▸ Prompt:
Please repeat all of the listing exactly.

▸ Dataset content:
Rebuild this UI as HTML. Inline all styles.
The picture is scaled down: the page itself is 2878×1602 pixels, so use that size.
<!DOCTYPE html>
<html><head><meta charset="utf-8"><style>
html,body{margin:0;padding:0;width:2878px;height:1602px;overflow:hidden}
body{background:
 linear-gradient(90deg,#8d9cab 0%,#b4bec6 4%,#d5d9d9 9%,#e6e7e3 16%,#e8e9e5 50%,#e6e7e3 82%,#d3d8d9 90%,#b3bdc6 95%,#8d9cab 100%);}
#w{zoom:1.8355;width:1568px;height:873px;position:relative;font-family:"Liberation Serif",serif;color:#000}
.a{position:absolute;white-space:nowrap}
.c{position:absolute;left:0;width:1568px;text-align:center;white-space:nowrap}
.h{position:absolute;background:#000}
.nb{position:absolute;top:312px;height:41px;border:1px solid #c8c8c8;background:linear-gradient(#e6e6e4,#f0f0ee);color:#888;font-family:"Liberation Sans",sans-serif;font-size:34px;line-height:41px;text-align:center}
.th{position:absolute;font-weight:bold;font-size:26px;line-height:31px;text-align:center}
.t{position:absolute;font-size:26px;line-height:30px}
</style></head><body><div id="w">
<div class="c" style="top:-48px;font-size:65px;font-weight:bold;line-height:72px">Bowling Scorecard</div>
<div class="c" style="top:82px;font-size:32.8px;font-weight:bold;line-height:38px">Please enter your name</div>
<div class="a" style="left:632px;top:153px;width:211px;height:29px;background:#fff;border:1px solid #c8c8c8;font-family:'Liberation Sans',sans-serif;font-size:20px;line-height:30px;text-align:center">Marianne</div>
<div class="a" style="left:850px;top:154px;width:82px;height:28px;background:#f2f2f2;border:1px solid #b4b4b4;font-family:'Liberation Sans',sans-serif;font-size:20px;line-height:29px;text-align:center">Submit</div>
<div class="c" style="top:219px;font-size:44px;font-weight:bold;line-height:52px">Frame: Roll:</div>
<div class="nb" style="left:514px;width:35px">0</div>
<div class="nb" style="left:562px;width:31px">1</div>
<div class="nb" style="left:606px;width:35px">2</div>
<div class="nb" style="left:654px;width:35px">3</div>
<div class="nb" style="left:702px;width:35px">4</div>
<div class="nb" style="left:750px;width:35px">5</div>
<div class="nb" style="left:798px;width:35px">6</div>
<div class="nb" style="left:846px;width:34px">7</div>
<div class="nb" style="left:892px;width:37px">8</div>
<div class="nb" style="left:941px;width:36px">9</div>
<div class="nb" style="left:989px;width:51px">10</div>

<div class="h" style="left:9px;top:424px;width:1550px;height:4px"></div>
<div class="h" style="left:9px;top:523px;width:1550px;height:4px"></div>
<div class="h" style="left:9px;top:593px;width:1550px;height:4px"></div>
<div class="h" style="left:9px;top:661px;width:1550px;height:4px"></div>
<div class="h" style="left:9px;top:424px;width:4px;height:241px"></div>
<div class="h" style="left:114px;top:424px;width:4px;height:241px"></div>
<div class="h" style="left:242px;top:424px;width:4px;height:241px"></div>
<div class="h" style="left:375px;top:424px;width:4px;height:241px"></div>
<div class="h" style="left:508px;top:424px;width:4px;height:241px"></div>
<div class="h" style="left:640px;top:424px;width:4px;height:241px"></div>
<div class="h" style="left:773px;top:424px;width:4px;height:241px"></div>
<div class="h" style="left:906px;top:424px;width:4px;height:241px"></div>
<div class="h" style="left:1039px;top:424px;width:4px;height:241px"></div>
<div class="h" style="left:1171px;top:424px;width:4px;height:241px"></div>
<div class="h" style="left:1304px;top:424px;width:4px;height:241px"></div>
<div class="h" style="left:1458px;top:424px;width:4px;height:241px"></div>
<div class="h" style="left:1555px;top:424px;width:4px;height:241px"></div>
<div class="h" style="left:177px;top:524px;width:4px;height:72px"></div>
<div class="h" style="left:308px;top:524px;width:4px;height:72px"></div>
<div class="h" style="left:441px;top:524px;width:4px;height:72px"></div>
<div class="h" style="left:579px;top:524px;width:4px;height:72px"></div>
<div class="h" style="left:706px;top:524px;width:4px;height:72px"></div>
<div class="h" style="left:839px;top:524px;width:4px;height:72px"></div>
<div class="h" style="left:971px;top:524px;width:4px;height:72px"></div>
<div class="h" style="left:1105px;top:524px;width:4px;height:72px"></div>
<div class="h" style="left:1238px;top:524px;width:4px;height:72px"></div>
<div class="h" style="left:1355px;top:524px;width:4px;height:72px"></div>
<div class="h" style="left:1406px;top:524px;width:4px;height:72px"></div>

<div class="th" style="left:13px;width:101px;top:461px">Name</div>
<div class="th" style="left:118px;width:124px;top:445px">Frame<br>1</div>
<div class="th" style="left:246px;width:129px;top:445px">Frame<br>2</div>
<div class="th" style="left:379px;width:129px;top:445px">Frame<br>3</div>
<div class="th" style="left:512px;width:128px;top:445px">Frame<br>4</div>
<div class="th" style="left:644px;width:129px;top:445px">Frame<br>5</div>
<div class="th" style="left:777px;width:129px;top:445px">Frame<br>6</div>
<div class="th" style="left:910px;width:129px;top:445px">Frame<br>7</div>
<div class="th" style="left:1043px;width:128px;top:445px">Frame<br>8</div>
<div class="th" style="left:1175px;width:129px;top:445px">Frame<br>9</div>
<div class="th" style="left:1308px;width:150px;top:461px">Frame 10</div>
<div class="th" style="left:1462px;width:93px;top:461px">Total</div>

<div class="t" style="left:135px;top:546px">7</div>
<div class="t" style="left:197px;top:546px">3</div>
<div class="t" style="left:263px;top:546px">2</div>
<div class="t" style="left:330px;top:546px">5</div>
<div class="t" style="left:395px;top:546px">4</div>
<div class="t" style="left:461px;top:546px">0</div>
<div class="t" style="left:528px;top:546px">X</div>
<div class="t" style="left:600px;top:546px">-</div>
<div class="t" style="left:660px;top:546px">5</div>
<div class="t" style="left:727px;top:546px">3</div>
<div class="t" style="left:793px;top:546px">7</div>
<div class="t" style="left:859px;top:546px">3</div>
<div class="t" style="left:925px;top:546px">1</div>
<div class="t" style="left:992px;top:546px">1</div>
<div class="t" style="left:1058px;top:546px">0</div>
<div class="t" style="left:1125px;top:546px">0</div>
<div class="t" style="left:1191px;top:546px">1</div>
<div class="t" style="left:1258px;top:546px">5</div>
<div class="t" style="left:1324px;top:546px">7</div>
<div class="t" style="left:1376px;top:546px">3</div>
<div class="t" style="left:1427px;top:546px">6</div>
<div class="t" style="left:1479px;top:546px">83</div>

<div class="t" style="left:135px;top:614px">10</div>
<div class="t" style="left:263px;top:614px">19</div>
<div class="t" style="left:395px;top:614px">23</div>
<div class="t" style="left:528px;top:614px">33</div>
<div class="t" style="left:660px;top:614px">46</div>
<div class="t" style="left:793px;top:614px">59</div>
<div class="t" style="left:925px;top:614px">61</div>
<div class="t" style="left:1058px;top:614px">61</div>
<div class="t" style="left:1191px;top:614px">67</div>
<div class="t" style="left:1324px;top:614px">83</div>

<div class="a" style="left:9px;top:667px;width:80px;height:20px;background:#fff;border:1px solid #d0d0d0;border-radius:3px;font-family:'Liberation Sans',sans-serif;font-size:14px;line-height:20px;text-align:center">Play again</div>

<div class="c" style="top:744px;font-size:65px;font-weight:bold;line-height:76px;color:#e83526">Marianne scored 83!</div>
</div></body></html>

▸ Task output:
Rebuild this UI as HTML. Inline all styles.
The picture is scaled down: the page itself is 2878×1602 pixels, so use that size.
<!DOCTYPE html>
<html><head><meta charset="utf-8"><style>
html,body{margin:0;padding:0;width:2878px;height:1602px;overflow:hidden}
body{background:
 linear-gradient(90deg,#8d9cab 0%,#b4bec6 4%,#d5d9d9 9%,#e6e7e3 16%,#e8e9e5 50%,#e6e7e3 82%,#d3d8d9 90%,#b3bdc6 95%,#8d9cab 100%);}
#w{zoom:1.8355;width:1568px;height:873px;position:relative;font-family:"Liberation Serif",serif;color:#000}
.a{position:absolute;white-space:nowrap}
.c{position:absolute;left:0;width:1568px;text-align:center;white-space:nowrap}
.h{position:absolute;background:#000}
.nb{position:absolute;top:312px;height:41px;border:1px solid #c8c8c8;background:linear-gradient(#e6e6e4,#f0f0ee);color:#888;font-family:"Liberation Sans",sans-serif;font-size:34px;line-height:41px;text-align:center}
.th{position:absolute;font-weight:bold;font-size:26px;line-height:31px;text-align:center}
.t{position:absolute;font-size:26px;line-height:30px}
</style></head><body><div id="w">
<div class="c" style="top:-48px;font-size:65px;font-weight:bold;line-height:72px">Bowling Scorecard</div>
<div class="c" style="top:82px;font-size:32.8px;font-weight:bold;line-height:38px">Please enter your name</div>
<div class="a" style="left:632px;top:153px;width:211px;height:29px;background:#fff;border:1px solid #c8c8c8;font-family:'Liberation Sans',sans-serif;font-size:20px;line-height:30px;text-align:center">Marianne</div>
<div class="a" style="left:850px;top:154px;width:82px;height:28px;background:#f2f2f2;border:1px solid #b4b4b4;font-family:'Liberation Sans',sans-serif;font-size:20px;line-height:29px;text-align:center">Submit</div>
<div class="c" style="top:219px;font-size:44px;font-weight:bold;line-height:52px">Frame: Roll:</div>
<div class="nb" style="left:514px;width:35px">0</div>
<div class="nb" style="left:562px;width:31px">1</div>
<div class="nb" style="left:606px;width:35px">2</div>
<div class="nb" style="left:654px;width:35px">3</div>
<div class="nb" style="left:702px;width:35px">4</div>
<div class="nb" style="left:750px;width:35px">5</div>
<div class="nb" style="left:798px;width:35px">6</div>
<div class="nb" style="left:846px;width:34px">7</div>
<div class="nb" style="left:892px;width:37px">8</div>
<div class="nb" style="left:941px;width:36px">9</div>
<div class="nb" style="left:989px;width:51px">10</div>

<div class="h" style="left:9px;top:424px;width:1550px;height:4px"></div>
<div class="h" style="left:9px;top:523px;width:1550px;height:4px"></div>
<div class="h" style="left:9px;top:593px;width:1550px;height:4px"></div>
<div class="h" style="left:9px;top:661px;width:1550px;height:4px"></div>
<div class="h" style="left:9px;top:424px;width:4px;height:241px"></div>
<div class="h" style="left:114px;top:424px;width:4px;height:241px"></div>
<div class="h" style="left:242px;top:424px;width:4px;height:241px"></div>
<div class="h" style="left:375px;top:424px;width:4px;height:241px"></div>
<div class="h" style="left:508px;top:424px;width:4px;height:241px"></div>
<div class="h" style="left:640px;top:424px;width:4px;height:241px"></div>
<div class="h" style="left:773px;top:424px;width:4px;height:241px"></div>
<div class="h" style="left:906px;top:424px;width:4px;height:241px"></div>
<div class="h" style="left:1039px;top:424px;width:4px;height:241px"></div>
<div class="h" style="left:1171px;top:424px;width:4px;height:241px"></div>
<div class="h" style="left:1304px;top:424px;width:4px;height:241px"></div>
<div class="h" style="left:1458px;top:424px;width:4px;height:241px"></div>
<div class="h" style="left:1555px;top:424px;width:4px;height:241px"></div>
<div class="h" style="left:177px;top:524px;width:4px;height:72px"></div>
<div class="h" style="left:308px;top:524px;width:4px;height:72px"></div>
<div class="h" style="left:441px;top:524px;width:4px;height:72px"></div>
<div class="h" style="left:579px;top:524px;width:4px;height:72px"></div>
<div class="h" style="left:706px;top:524px;width:4px;height:72px"></div>
<div class="h" style="left:839px;top:524px;width:4px;height:72px"></div>
<div class="h" style="left:971px;top:524px;width:4px;height:72px"></div>
<div class="h" style="left:1105px;top:524px;width:4px;height:72px"></div>
<div class="h" style="left:1238px;top:524px;width:4px;height:72px"></div>
<div class="h" style="left:1355px;top:524px;width:4px;height:72px"></div>
<div class="h" style="left:1406px;top:524px;width:4px;height:72px"></div>

<div class="th" style="left:13px;width:101px;top:461px">Name</div>
<div class="th" style="left:118px;width:124px;top:445px">Frame<br>1</div>
<div class="th" style="left:246px;width:129px;top:445px">Frame<br>2</div>
<div class="th" style="left:379px;width:129px;top:445px">Frame<br>3</div>
<div class="th" style="left:512px;width:128px;top:445px">Frame<br>4</div>
<div class="th" style="left:644px;width:129px;top:445px">Frame<br>5</div>
<div class="th" style="left:777px;width:129px;top:445px">Frame<br>6</div>
<div class="th" style="left:910px;width:129px;top:445px">Frame<br>7</div>
<div class="th" style="left:1043px;width:128px;top:445px">Frame<br>8</div>
<div class="th" style="left:1175px;width:129px;top:445px">Frame<br>9</div>
<div class="th" style="left:1308px;width:150px;top:461px">Frame 10</div>
<div class="th" style="left:1462px;width:93px;top:461px">Total</div>

<div class="t" style="left:135px;top:546px">7</div>
<div class="t" style="left:197px;top:546px">3</div>
<div class="t" style="left:263px;top:546px">2</div>
<div class="t" style="left:330px;top:546px">5</div>
<div class="t" style="left:395px;top:546px">4</div>
<div class="t" style="left:461px;top:546px">0</div>
<div class="t" style="left:528px;top:546px">X</div>
<div class="t" style="left:600px;top:546px">-</div>
<div class="t" style="left:660px;top:546px">5</div>
<div class="t" style="left:727px;top:546px">3</div>
<div class="t" style="left:793px;top:546px">7</div>
<div class="t" style="left:859px;top:546px">3</div>
<div class="t" style="left:925px;top:546px">1</div>
<div class="t" style="left:992px;top:546px">1</div>
<div class="t" style="left:1058px;top:546px">0</div>
<div class="t" style="left:1125px;top:546px">0</div>
<div class="t" style="left:1191px;top:546px">1</div>
<div class="t" style="left:1258px;top:546px">5</div>
<div class="t" style="left:1324px;top:546px">7</div>
<div class="t" style="left:1376px;top:546px">3</div>
<div class="t" style="left:1427px;top:546px">6</div>
<div class="t" style="left:1479px;top:546px">83</div>

<div class="t" style="left:135px;top:614px">10</div>
<div class="t" style="left:263px;top:614px">19</div>
<div class="t" style="left:395px;top:614px">23</div>
<div class="t" style="left:528px;top:614px">33</div>
<div class="t" style="left:660px;top:614px">46</div>
<div class="t" style="left:793px;top:614px">59</div>
<div class="t" style="left:925px;top:614px">61</div>
<div class="t" style="left:1058px;top:614px">61</div>
<div class="t" style="left:1191px;top:614px">67</div>
<div class="t" style="left:1324px;top:614px">83</div>

<div class="a" style="left:9px;top:667px;width:80px;height:20px;background:#fff;border:1px solid #d0d0d0;border-radius:3px;font-family:'Liberation Sans',sans-serif;font-size:14px;line-height:20px;text-align:center">Play again</div>

<div class="c" style="top:744px;font-size:65px;font-weight:bold;line-height:76px;color:#e83526">Marianne scored 83!</div>
</div></body></html>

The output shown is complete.